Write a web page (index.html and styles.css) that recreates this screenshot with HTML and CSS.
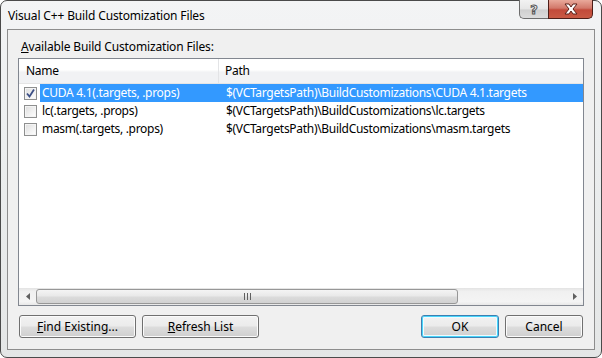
FILE: index.html
```html
<!DOCTYPE html>
<html>
<head>
<meta charset="utf-8">
<link rel="stylesheet" href="styles.css">
</head>
<body>
<div class="window">
  <div class="titlebar">
    <div class="title">Visual C++ Build Customization Files</div>
    <div class="capbtns">
      <div class="cap help"><span>?</span></div>
      <div class="cap close">
        <svg width="18" height="12" viewBox="0 0 18 12">
          <path d="M3 1 H7 L9 4 L11 1 H15 L11 6 L15 11 H11 L9 8 L7 11 H3 L7 6 Z" fill="#fff" stroke="#5b2019" stroke-width="1"/>
        </svg>
      </div>
    </div>
  </div>
  <div class="client">
    <div class="label"><u>A</u>vailable Build Customization Files:</div>
    <div class="list">
      <div class="header">
        <div class="hcol hname">Name</div>
        <div class="hcol hpath">Path</div>
      </div>
      <div class="rows">
        <div class="row selected">
          <div class="chkcell"><span class="chk checked"><svg width="11" height="11" viewBox="0 0 11 11"><path d="M2 5.5 L4.5 8.5 L9 1.5" fill="none" stroke="#3c4f86" stroke-width="1.8"/></svg></span></div>
          <div class="cname">CUDA 4.1(.targets, .props)</div>
          <div class="cpath">$(VCTargetsPath)\BuildCustomizations\CUDA 4.1.targets</div>
        </div>
        <div class="row">
          <div class="chkcell"><span class="chk"></span></div>
          <div class="cname">lc(.targets, .props)</div>
          <div class="cpath">$(VCTargetsPath)\BuildCustomizations\lc.targets</div>
        </div>
        <div class="row">
          <div class="chkcell"><span class="chk"></span></div>
          <div class="cname">masm(.targets, .props)</div>
          <div class="cpath">$(VCTargetsPath)\BuildCustomizations\masm.targets</div>
        </div>
      </div>
      <div class="hscroll">
        <div class="arrow"><svg width="4" height="7" viewBox="0 0 4 7"><path d="M4 0 L0 3.5 L4 7 Z" fill="#606060"/></svg></div>
        <div class="track">
          <div class="thumb"><span class="grip"></span></div>
        </div>
        <div class="arrow"><svg width="4" height="7" viewBox="0 0 4 7"><path d="M0 0 L4 3.5 L0 7 Z" fill="#606060"/></svg></div>
      </div>
    </div>
    <div class="buttons">
      <div class="btn wide"><u>F</u>ind Existing...</div>
      <div class="btn wide"><u>R</u>efresh List</div>
      <div class="spacer"></div>
      <div class="btn ok default">OK</div>
      <div class="btn ok">Cancel</div>
    </div>
  </div>
</div>
</body>
</html>
```

FILE: styles.css
```css
html, body {
  margin: 0;
  padding: 0;
  width: 602px;
  height: 358px;
  overflow: hidden;
  background: #ffffff;
}
body {
  font-family: "Noto Sans", "Open Sans", sans-serif;
  font-size: 12px;
  color: #000;
}
.window {
  box-sizing: border-box;
  width: 602px;
  height: 358px;
  border: 1px solid #4a4a4a;
  border-radius: 7px;
  background: linear-gradient(180deg, #f3f4f5 0%, #eceeef 40%, #e4e6e6 100%);
  display: flex;
  flex-direction: column;
}
.titlebar {
  height: 28px;
  display: flex;
  align-items: flex-start;
  padding-left: 7px;
}
.title {
  margin-top: 7px;
  line-height: 16px;
  color: #000;
  letter-spacing: -0.15px;
}
.capbtns {
  margin-left: auto;
  margin-right: 8px;
  display: flex;
  margin-top: -1px;
}
.cap {
  height: 19px;
  box-sizing: border-box;
  border: 1px solid #6d6d6d;
  border-top: none;
  display: flex;
  align-items: center;
  justify-content: center;
}
.help {
  width: 29px;
  border-radius: 0 0 0 5px;
  border-right: none;
  background: linear-gradient(180deg, #f2f2f2 0%, #e6e6e6 50%, #cfcfcf 55%, #dcdcdc 100%);
  color: #4b4b4b;
  font-family: "DejaVu Sans", sans-serif;
  font-size: 13px;
  font-weight: bold;
}
.help span {
  color: #f6f6f6;
  -webkit-text-stroke: 1px #555;
}
.close {
  width: 45px;
  border-radius: 0 0 5px 0;
  border-color: #4e1e18;
  background: linear-gradient(180deg, #e9a99b 0%, #d2786a 45%, #c24a3a 55%, #c95a44 100%);
}
.client {
  flex: 1;
  margin: 0 6px 7px 6px;
  border: 1px solid #8d8d8d;
  background: #f0f0f0;
  display: flex;
  flex-direction: column;
  padding: 9px 10px 11px 10px;
}
.label {
  line-height: 16px;
  margin-left: 3px;
  margin-bottom: 3px;
  letter-spacing: -0.15px;
}
.list {
  flex: 1;
  border: 1px solid #828790;
  background: #ffffff;
  display: flex;
  flex-direction: column;
  letter-spacing: -0.3px;
}
.header {
  height: 24px;
  display: flex;
  background: linear-gradient(180deg, #ffffff 0%, #ffffff 45%, #f1f2f4 55%, #f1f2f4 100%);
  border-bottom: 1px solid #e5e5e5;
}
.hcol {
  line-height: 24px;
  padding-left: 7px;
  box-sizing: border-box;
}
.hname {
  width: 200px;
  border-right: 1px solid #e3e4e6;
}
.hpath {
  flex: 1;
  padding-left: 6px;
}
.rows {
  flex: 1;
}
.row {
  display: flex;
  height: 18px;
  line-height: 18px;
}
.chkcell {
  width: 21px;
  display: flex;
  align-items: center;
  padding-left: 5px;
  box-sizing: border-box;
}
.chk {
  width: 13px;
  height: 13px;
  box-sizing: border-box;
  border: 1px solid #8e8f8f;
  background: linear-gradient(135deg, #dcdcdc 0%, #f2f2f2 60%, #ffffff 100%);
  box-shadow: inset 0 0 0 1px #f4f4f4;
  display: flex;
  align-items: center;
  justify-content: center;
}
.cname {
  width: 179px;
  padding-left: 2px;
  box-sizing: border-box;
  white-space: nowrap;
}
.cpath {
  flex: 1;
  padding-left: 7px;
  white-space: nowrap;
}
.selected .cname,
.selected .cpath {
  background: #3399ff;
  color: #ffffff;
}
.hscroll {
  height: 17px;
  display: flex;
  background: linear-gradient(180deg, #e3e3e3 0%, #f0f0f0 20%, #f4f4f4 80%, #e8e8e8 100%);
}
.arrow {
  width: 17px;
  display: flex;
  align-items: center;
  justify-content: center;
}
.track {
  flex: 1;
  display: flex;
  align-items: center;
}
.thumb {
  width: 422px;
  height: 15px;
  box-sizing: border-box;
  border: 1px solid #979797;
  border-radius: 3px;
  background: linear-gradient(180deg, #f4f4f4 0%, #e9e9e9 45%, #dbdbdb 55%, #d2d2d2 100%);
  display: flex;
  align-items: center;
  justify-content: center;
}
.grip {
  width: 7px;
  height: 7px;
  background: linear-gradient(90deg, #606060 0 1px, transparent 1px 3px, #606060 3px 4px, transparent 4px 6px, #606060 6px 7px);
}
.buttons {
  display: flex;
  margin-top: 9px;
  gap: 6px;
  padding-left: 1px;
  padding-right: 1px;
}
.spacer {
  flex: 1;
}
.btn {
  height: 23px;
  box-sizing: border-box;
  border: 1px solid #707070;
  border-radius: 3px;
  background: linear-gradient(180deg, #f2f2f2 0%, #ebebeb 48%, #dddddd 52%, #cfcfcf 100%);
  box-shadow: inset 0 0 0 1px #fbfbfb;
  display: flex;
  align-items: center;
  justify-content: center;
  line-height: 16px;
}
.wide {
  width: 117px;
}
.ok {
  width: 78px;
}
.default {
  border-color: #3c7fb1;
  box-shadow: inset 0 0 0 1px #48d5fb, inset 0 0 0 2px #eefbff;
}
```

● **YOUR OBJECTIVE**: Identify every line where the string "index" appears.

● **OUTPUT FOR THIS EXERCISE**:
Write a web page (index.html and styles.css) that recreates this screenshot with HTML and CSS.
FILE: index.html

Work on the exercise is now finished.